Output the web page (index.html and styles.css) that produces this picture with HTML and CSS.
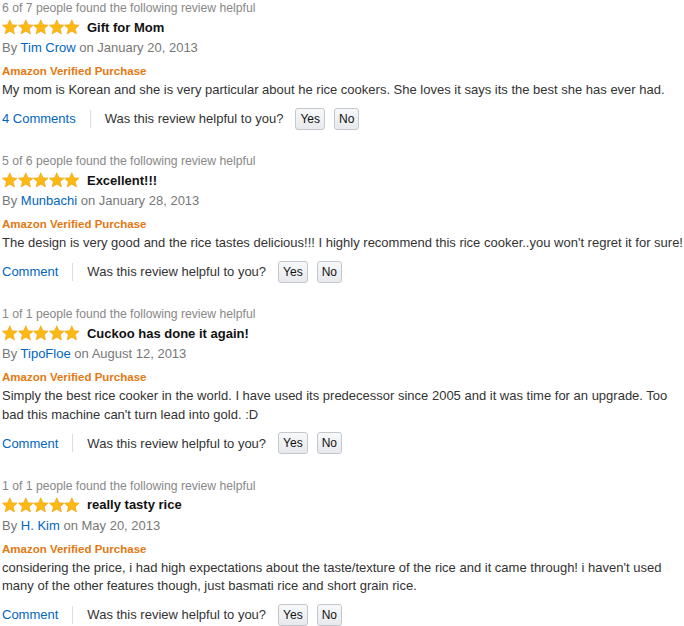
FILE: index.html
```html
<!DOCTYPE html>
<html lang="en">

<head>
    <meta charset="UTF-8" />
    <meta name="viewport" content="width=device-width, initial-scale=1.0" />
    <title>Customer Reviews</title>
    <link rel="stylesheet" href="styles.css">
</head>

<body>
    <svg width="0" height="0" class="defs">
        <symbol id="star" viewBox="0 0 16 16">
            <path d="M8 0.6 L10.2 5.6 L15.6 6.1 L11.5 9.7 L12.8 15.1 L8 12.3 L3.2 15.1 L4.5 9.7 L0.4 6.1 L5.8 5.6 Z"
                fill="#fdb913" stroke="#e8a10a" stroke-width="0.6" stroke-linejoin="round" />
        </symbol>
    </svg>

    <div class="reviews">
        <div class="review">
            <div class="votes">6 of 7 people found the following review helpful</div>
            <div class="title-row">
                <span class="stars">
                    <svg><use href="#star" /></svg><svg><use href="#star" /></svg><svg><use href="#star" /></svg><svg><use href="#star" /></svg><svg><use href="#star" /></svg>
                </span>
                <b class="title">Gift for Mom</b>
            </div>
            <div class="byline">By <a href="#">Tim Crow</a> on January 20, 2013</div>
            <div class="verified">Amazon Verified Purchase</div>
            <p class="text">My mom is Korean and she is very particular about he rice cookers. She loves it says its the best she has ever had.</p>
            <div class="footer">
                <a href="#" class="comments">4 Comments</a>
                <span class="sep"></span>
                <span class="ask">Was this review helpful to you?</span>
                <button>Yes</button>
                <button>No</button>
            </div>
        </div>

        <div class="review">
            <div class="votes">5 of 6 people found the following review helpful</div>
            <div class="title-row">
                <span class="stars">
                    <svg><use href="#star" /></svg><svg><use href="#star" /></svg><svg><use href="#star" /></svg><svg><use href="#star" /></svg><svg><use href="#star" /></svg>
                </span>
                <b class="title">Excellent!!!</b>
            </div>
            <div class="byline">By <a href="#">Munbachi</a> on January 28, 2013</div>
            <div class="verified">Amazon Verified Purchase</div>
            <p class="text">The design is very good and the rice tastes delicious!!! I highly recommend this rice cooker..you won't regret it for sure!</p>
            <div class="footer">
                <a href="#" class="comments">Comment</a>
                <span class="sep"></span>
                <span class="ask">Was this review helpful to you?</span>
                <button>Yes</button>
                <button>No</button>
            </div>
        </div>

        <div class="review">
            <div class="votes">1 of 1 people found the following review helpful</div>
            <div class="title-row">
                <span class="stars">
                    <svg><use href="#star" /></svg><svg><use href="#star" /></svg><svg><use href="#star" /></svg><svg><use href="#star" /></svg><svg><use href="#star" /></svg>
                </span>
                <b class="title">Cuckoo has done it again!</b>
            </div>
            <div class="byline">By <a href="#">TipoFloe</a> on August 12, 2013</div>
            <div class="verified">Amazon Verified Purchase</div>
            <p class="text">Simply the best rice cooker in the world. I have used its predecessor since 2005 and it was time for an upgrade. Too bad this machine can't turn lead into gold. :D</p>
            <div class="footer">
                <a href="#" class="comments">Comment</a>
                <span class="sep"></span>
                <span class="ask">Was this review helpful to you?</span>
                <button>Yes</button>
                <button>No</button>
            </div>
        </div>

        <div class="review">
            <div class="votes">1 of 1 people found the following review helpful</div>
            <div class="title-row">
                <span class="stars">
                    <svg><use href="#star" /></svg><svg><use href="#star" /></svg><svg><use href="#star" /></svg><svg><use href="#star" /></svg><svg><use href="#star" /></svg>
                </span>
                <b class="title">really tasty rice</b>
            </div>
            <div class="byline">By <a href="#">H. Kim</a> on May 20, 2013</div>
            <div class="verified">Amazon Verified Purchase</div>
            <p class="text">considering the price, i had high expectations about the taste/texture of the rice and it came through! i haven't used many of the other features though, just basmati rice and short grain rice.</p>
            <div class="footer">
                <a href="#" class="comments">Comment</a>
                <span class="sep"></span>
                <span class="ask">Was this review helpful to you?</span>
                <button>Yes</button>
                <button>No</button>
            </div>
        </div>
    </div>
</body>

</html>
```

FILE: styles.css
```css
body {
    margin: 0 0 0 2px;
    background: #fff;
    font-family: "Liberation Sans", Arial, sans-serif;
    font-size: 13px;
    color: #333;
}

.defs {
    position: absolute;
}

a {
    color: #0066c0;
    text-decoration: none;
}

.review {
    margin-bottom: 23.5px;
}

.votes {
    font-size: 12.2px;
    line-height: 14px;
    padding-top: 1px;
    color: #888;
}

.title-row {
    display: flex;
    align-items: center;
    height: 20px;
    margin-top: 2px;
}

.stars {
    display: flex;
    margin-right: 7px;
}

.stars svg {
    width: 15.6px;
    height: 16px;
}

.title {
    font-size: 13px;
    color: #111;
}

.byline {
    margin-top: 1px;
    line-height: 20px;
    color: #777;
}

.verified {
    margin-top: 5px;
    line-height: 16px;
    font-size: 11.5px;
    font-weight: bold;
    color: #e47911;
}

.text {
    margin: 2px 0 0;
    line-height: 18.5px;
    color: #333;
}

.footer {
    display: flex;
    align-items: center;
    height: 22px;
    margin-top: 8px;
}

.sep {
    width: 1px;
    height: 18px;
    background: #ddd;
    margin: 0 14px;
}

.ask {
    margin-right: 12px;
}

button {
    font-family: inherit;
    font-size: 12px;
    color: #111;
    height: 22px;
    padding: 0 4px;
    margin-right: 9px;
    border: 1px solid #c4c7cc;
    border-radius: 3px;
    background: linear-gradient(#f7f8fa, #e7e9ec);
    cursor: pointer;
}
```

:::

**WHAT IS EXPECTED:**
Copy out all of the data word for word. Do not carry over any picture.

**ANSWER TO THIS TASK:**
Output the web page (index.html and styles.css) that produces this picture with HTML and CSS.
FILE: index.html
```html
<!DOCTYPE html>
<html lang="en">

<head>
    <meta charset="UTF-8" />
    <meta name="viewport" content="width=device-width, initial-scale=1.0" />
    <title>Customer Reviews</title>
    <link rel="stylesheet" href="styles.css">
</head>

<body>
    <svg width="0" height="0" class="defs">
        <symbol id="star" viewBox="0 0 16 16">
            <path d="M8 0.6 L10.2 5.6 L15.6 6.1 L11.5 9.7 L12.8 15.1 L8 12.3 L3.2 15.1 L4.5 9.7 L0.4 6.1 L5.8 5.6 Z"
                fill="#fdb913" stroke="#e8a10a" stroke-width="0.6" stroke-linejoin="round" />
        </symbol>
    </svg>

    <div class="reviews">
        <div class="review">
            <div class="votes">6 of 7 people found the following review helpful</div>
            <div class="title-row">
                <span class="stars">
                    <svg><use href="#star" /></svg><svg><use href="#star" /></svg><svg><use href="#star" /></svg><svg><use href="#star" /></svg><svg><use href="#star" /></svg>
                </span>
                <b class="title">Gift for Mom</b>
            </div>
            <div class="byline">By <a href="#">Tim Crow</a> on January 20, 2013</div>
            <div class="verified">Amazon Verified Purchase</div>
            <p class="text">My mom is Korean and she is very particular about he rice cookers. She loves it says its the best she has ever had.</p>
            <div class="footer">
                <a href="#" class="comments">4 Comments</a>
                <span class="sep"></span>
                <span class="ask">Was this review helpful to you?</span>
                <button>Yes</button>
                <button>No</button>
            </div>
        </div>

        <div class="review">
            <div class="votes">5 of 6 people found the following review helpful</div>
            <div class="title-row">
                <span class="stars">
                    <svg><use href="#star" /></svg><svg><use href="#star" /></svg><svg><use href="#star" /></svg><svg><use href="#star" /></svg><svg><use href="#star" /></svg>
                </span>
                <b class="title">Excellent!!!</b>
            </div>
            <div class="byline">By <a href="#">Munbachi</a> on January 28, 2013</div>
            <div class="verified">Amazon Verified Purchase</div>
            <p class="text">The design is very good and the rice tastes delicious!!! I highly recommend this rice cooker..you won't regret it for sure!</p>
            <div class="footer">
                <a href="#" class="comments">Comment</a>
                <span class="sep"></span>
                <span class="ask">Was this review helpful to you?</span>
                <button>Yes</button>
                <button>No</button>
            </div>
        </div>

        <div class="review">
            <div class="votes">1 of 1 people found the following review helpful</div>
            <div class="title-row">
                <span class="stars">
                    <svg><use href="#star" /></svg><svg><use href="#star" /></svg><svg><use href="#star" /></svg><svg><use href="#star" /></svg><svg><use href="#star" /></svg>
                </span>
                <b class="title">Cuckoo has done it again!</b>
            </div>
            <div class="byline">By <a href="#">TipoFloe</a> on August 12, 2013</div>
            <div class="verified">Amazon Verified Purchase</div>
            <p class="text">Simply the best rice cooker in the world. I have used its predecessor since 2005 and it was time for an upgrade. Too bad this machine can't turn lead into gold. :D</p>
            <div class="footer">
                <a href="#" class="comments">Comment</a>
                <span class="sep"></span>
                <span class="ask">Was this review helpful to you?</span>
                <button>Yes</button>
                <button>No</button>
            </div>
        </div>

        <div class="review">
            <div class="votes">1 of 1 people found the following review helpful</div>
            <div class="title-row">
                <span class="stars">
                    <svg><use href="#star" /></svg><svg><use href="#star" /></svg><svg><use href="#star" /></svg><svg><use href="#star" /></svg><svg><use href="#star" /></svg>
                </span>
                <b class="title">really tasty rice</b>
            </div>
            <div class="byline">By <a href="#">H. Kim</a> on May 20, 2013</div>
            <div class="verified">Amazon Verified Purchase</div>
            <p class="text">considering the price, i had high expectations about the taste/texture of the rice and it came through! i haven't used many of the other features though, just basmati rice and short grain rice.</p>
            <div class="footer">
                <a href="#" class="comments">Comment</a>
                <span class="sep"></span>
                <span class="ask">Was this review helpful to you?</span>
                <button>Yes</button>
                <button>No</button>
            </div>
        </div>
    </div>
</body>

</html>
```

FILE: styles.css
```css
body {
    margin: 0 0 0 2px;
    background: #fff;
    font-family: "Liberation Sans", Arial, sans-serif;
    font-size: 13px;
    color: #333;
}

.defs {
    position: absolute;
}

a {
    color: #0066c0;
    text-decoration: none;
}

.review {
    margin-bottom: 23.5px;
}

.votes {
    font-size: 12.2px;
    line-height: 14px;
    padding-top: 1px;
    color: #888;
}

.title-row {
    display: flex;
    align-items: center;
    height: 20px;
    margin-top: 2px;
}

.stars {
    display: flex;
    margin-right: 7px;
}

.stars svg {
    width: 15.6px;
    height: 16px;
}

.title {
    font-size: 13px;
    color: #111;
}

.byline {
    margin-top: 1px;
    line-height: 20px;
    color: #777;
}

.verified {
    margin-top: 5px;
    line-height: 16px;
    font-size: 11.5px;
    font-weight: bold;
    color: #e47911;
}

.text {
    margin: 2px 0 0;
    line-height: 18.5px;
    color: #333;
}

.footer {
    display: flex;
    align-items: center;
    height: 22px;
    margin-top: 8px;
}

.sep {
    width: 1px;
    height: 18px;
    background: #ddd;
    margin: 0 14px;
}

.ask {
    margin-right: 12px;
}

button {
    font-family: inherit;
    font-size: 12px;
    color: #111;
    height: 22px;
    padding: 0 4px;
    margin-right: 9px;
    border: 1px solid #c4c7cc;
    border-radius: 3px;
    background: linear-gradient(#f7f8fa, #e7e9ec);
    cursor: pointer;
}
```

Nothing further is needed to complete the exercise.